A Canadian Corporation is Poisoning My Argentinian Community

Asamblea Jáchal No Se Toca

We, the people of Jáchal, are fighting for the right to safe and clean water.

Opinion written by Saúl Zeballos, a member of the Asamblea Jáchal No Se Toca in Argentina. Originally published on Earth Island Journal on March 7, 2024.

In 2015, hazardous mercury spills from the Veladero open-pit gold mine began endangering our way of life. Since then, we, the Jáchal No Se Toca Assembly, have been seeking justice to protect our water and the health of our people.

The Veladero mine sits on the Potrerillos River at the headwaters of the Jáchal River in the province of San Juan, Argentina. It began operations on October 11, 2005 to produce doré bars (partially refined gold bars) and mercury. Operated by the Canadian mining company Barrick Gold, the open pit mine — which is co-owned by Shadong Gold Mining, a Chinese state-owned company — uses cyanide to extract minerals in the middle of the Andes Mountain Range.

The mine is close to the Jáchal Department, a municipality in northern San Juan province dependent on agriculture and livestock production, where 23,000 Argentinians live. For many years, those of us living here received our drinking water from the Jáchal River, which is the main source of irrigation for our farms and of drinking water for our livestock as well. The river also supports the ecosystem in the high Andean wetlands, which is home to a diversity of wildlife, including vicuñas, guanacos, foxes, pumas, and condors.

The Veladero mine has had several major spills since 2015, and as a result of these repeated spills, mercury contamination in the Jáchal River has reached dangerous levels. This is a serious problem that, if continued to go unchecked, will open the door to severe health problems for thousands of people. Exposure to elevated levels mercury, which is a neurotoxin, can have various health impacts including tremors, memory loss, headaches, cognitive and motor dysfunction.

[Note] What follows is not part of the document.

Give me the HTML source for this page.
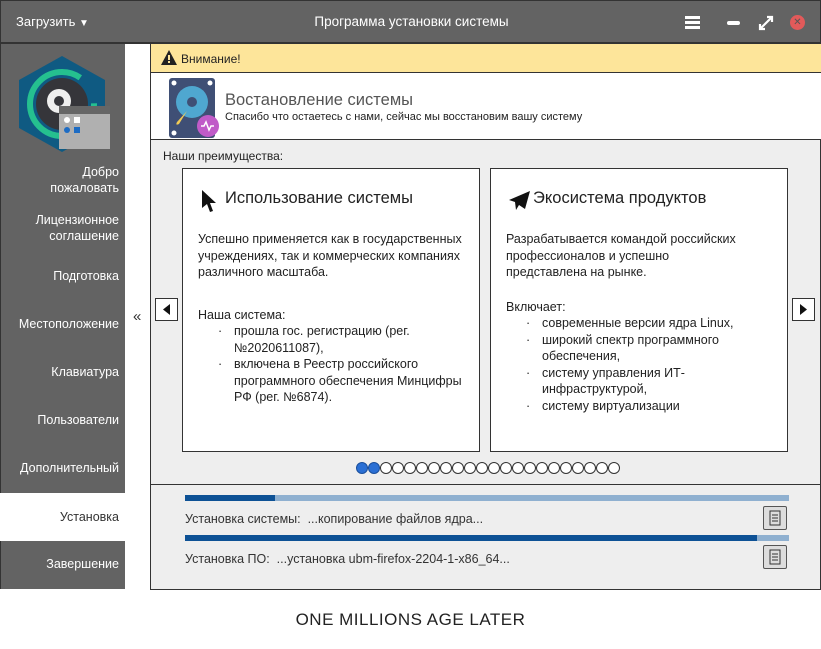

The first spill at the Veladero mine occurred in September 2015. According to the Judiciary of San Juan, a burst valve, 3 inches in diameter, sent millions of liters of cyanide- and mercury-tainted water into the Potrerillos River. Jáchal and the other nearby communities only found out that their water was contaminated because a concerned Veladero mine employee sent out a WhatsApp message. The provincial government and Barrick Gold admitted the spill had occurred six days after the disaster, wasting precious time for environmental remediation.

In 2016, the United Nations Office for Project Services released a report with evidence of the impacts of that spill on the Potrerillos River wetlands, which is downstream from the Veladero mine’s leaching facilities. The Secretary of the Environment at the time, Sergio Loruss, reported seven dead guanacos on the land owned by the mine. The provincial government later fined Barrick Gold US$10 million and temporarily shut down the mine. But the mine soon reopened and has had several more spills since then.